When I was 23, I thought it would be the most awesome thing to tell people that if they would only love the way God does, then God would do amazing things in their lives.  What I have come to learn is that to hear that I really ought to love the way God does is exhausting.  I’m not God, I’m lucky if can I make it through the day in one piece, I have neither the time nor the energy to love like God does.  I do not need one more thing on my “to-do” list that I know I can never get done.

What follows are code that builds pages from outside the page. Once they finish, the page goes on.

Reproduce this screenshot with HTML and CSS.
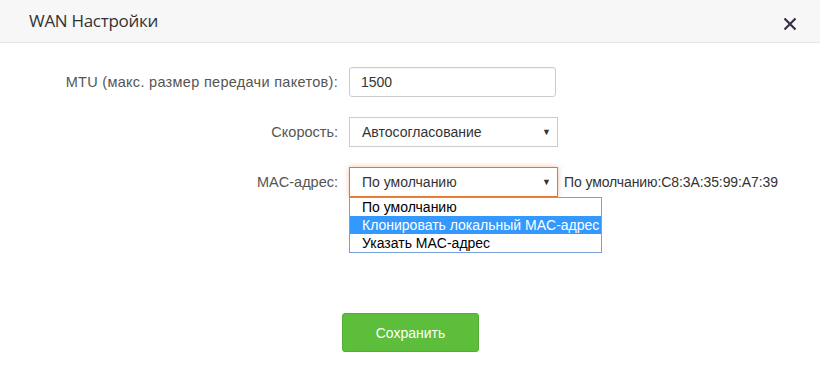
FILE: index.html
```html
<!DOCTYPE html>
<html lang="ru">
<head>
<meta charset="utf-8">
<title>WAN Настройки</title>
<link rel="stylesheet" href="styles.css">
</head>
<body>
<div class="dialog">
  <header class="dialog-head">
    <h1 class="dialog-title">WAN Настройки</h1>
    <button class="close" aria-label="Закрыть">
      <svg width="14" height="14" viewBox="0 0 14 14"><path d="M1.5 1.5 L12.5 12.5 M12.5 1.5 L1.5 12.5" stroke="#3b2d45" stroke-width="2.2" stroke-linecap="butt"/></svg>
    </button>
  </header>
  <form class="form">
    <div class="row">
      <label class="label label-wide">MTU (макс. размер передачи пакетов):</label>
      <div class="control"><input class="input" type="text" value="1500"></div>
    </div>
    <div class="row">
      <label class="label">Скорость:</label>
      <div class="control"><div class="select">Автосогласование<span class="arrow">▼</span></div></div>
    </div>
    <div class="row">
      <label class="label">MAC-адрес:</label>
      <div class="control">
        <div class="select focus">По умолчанию<span class="arrow">▼</span></div>
        <ul class="menu">
          <li>По умолчанию</li>
          <li class="active">Клонировать локальный MAC-адрес</li>
          <li>Указать MAC-адрес</li>
        </ul>
        <span class="hint">По умолчанию:C8:3A:35:99:A7:39</span>
      </div>
    </div>
    <div class="actions">
      <button type="button" class="btn">Сохранить</button>
    </div>
  </form>
</div>
</body>
</html>
```
FILE: styles.css
```css
* { box-sizing: border-box; }
html, body { margin: 0; padding: 0; background: #fff; }
body { font-family: "Liberation Sans", Arial, sans-serif; font-size: 14px; color: #333; width: 820px; height: 374px; overflow: hidden; }

.dialog-head {
  height: 43px;
  background: #f7f7f7;
  border-bottom: 1px solid #e6e6e6;
  display: flex;
  align-items: center;
  justify-content: space-between;
  padding: 0 23px 0 29px;
}
.dialog-title {
  margin: 0;
  font-family: "Open Sans", "Noto Sans", sans-serif;
  font-weight: 400;
  font-size: 17px;
  letter-spacing: -0.3px;
  color: #333;
  position: relative;
  top: -1px;
}
.close {
  border: 0;
  background: none;
  padding: 0;
  width: 14px;
  height: 14px;
  margin-top: 6px;
  display: flex;
}

.form { padding-top: 24px; }
.row {
  display: flex;
  align-items: center;
  height: 30px;
  margin-bottom: 20px;
}
.label {
  width: 338px;
  text-align: right;
  color: #555;
  font-size: 14.5px;
  white-space: nowrap;
}
.label-wide { letter-spacing: 0.3px; }
.control {
  margin-left: 11px;
  position: relative;
  display: flex;
  align-items: center;
}
.input {
  width: 207px;
  height: 30px;
  border: 1px solid #ccc;
  border-radius: 3px;
  padding: 0 11px;
  font: 14px "Liberation Sans", Arial, sans-serif;
  color: #333;
  box-shadow: inset 0 1px 1px rgba(0,0,0,0.04);
}
.select {
  width: 209px;
  height: 30px;
  border: 1px solid #ccc;
  padding: 0 12px;
  display: flex;
  align-items: center;
  justify-content: space-between;
  color: #333;
  background: #fff;
}
.select.focus {
  border-color: #e5772f;
  box-shadow: 0 0 5px rgba(236, 130, 60, 0.5);
}
.arrow {
  font-size: 9px;
  color: #333;
  margin-right: -6px;
}
.menu {
  position: absolute;
  left: 0;
  top: 30px;
  margin: 0;
  padding: 0;
  list-style: none;
  width: 253px;
  border: 1px solid #7a9fd6;
  background: #fff;
  z-index: 2;
}
.menu li {
  height: 18px;
  line-height: 18px;
  padding-left: 12px;
  color: #000;
  white-space: nowrap;
}
.menu li.active { background: #3399ff; color: #fff; }
.hint {
  margin-left: 6px;
  font-size: 14px;
  letter-spacing: -0.1px;
  color: #333;
  white-space: nowrap;
}

.actions {
  display: flex;
  justify-content: center;
  padding-top: 96px;
  padding-left: 1px;
}
.btn {
  width: 137px;
  height: 39px;
  background: #5cbe3a;
  border: 1px solid #53ad34;
  border-radius: 3px;
  color: #fff;
  font: 14px "Liberation Sans", Arial, sans-serif;
}
```
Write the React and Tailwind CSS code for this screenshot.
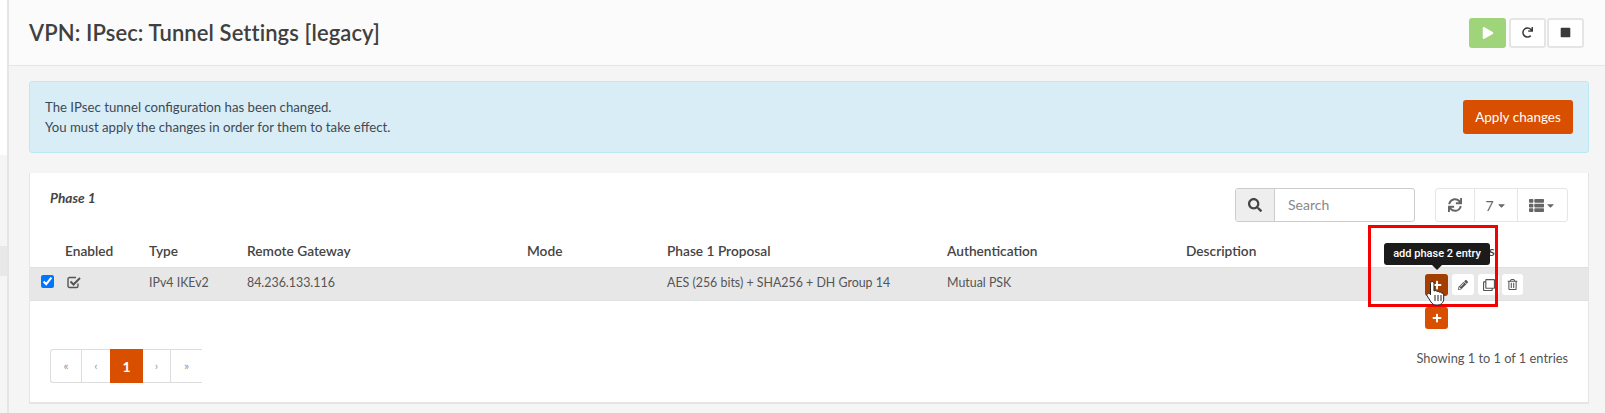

So instead, let me share some news that its actually good:  God’s love is already for you, you are already blessed.  Don’t wait for the conditions to be fulfilled; all the conditions that need fulfilling have already been fulfilled on your behalf.  So don’t try to be the salt of the earth or the light of the world.  Just know that you already are.  The light of God is already shining through you.  And then, for the love of God, take that seriously.  Don’t hide the light.  There are people who need it.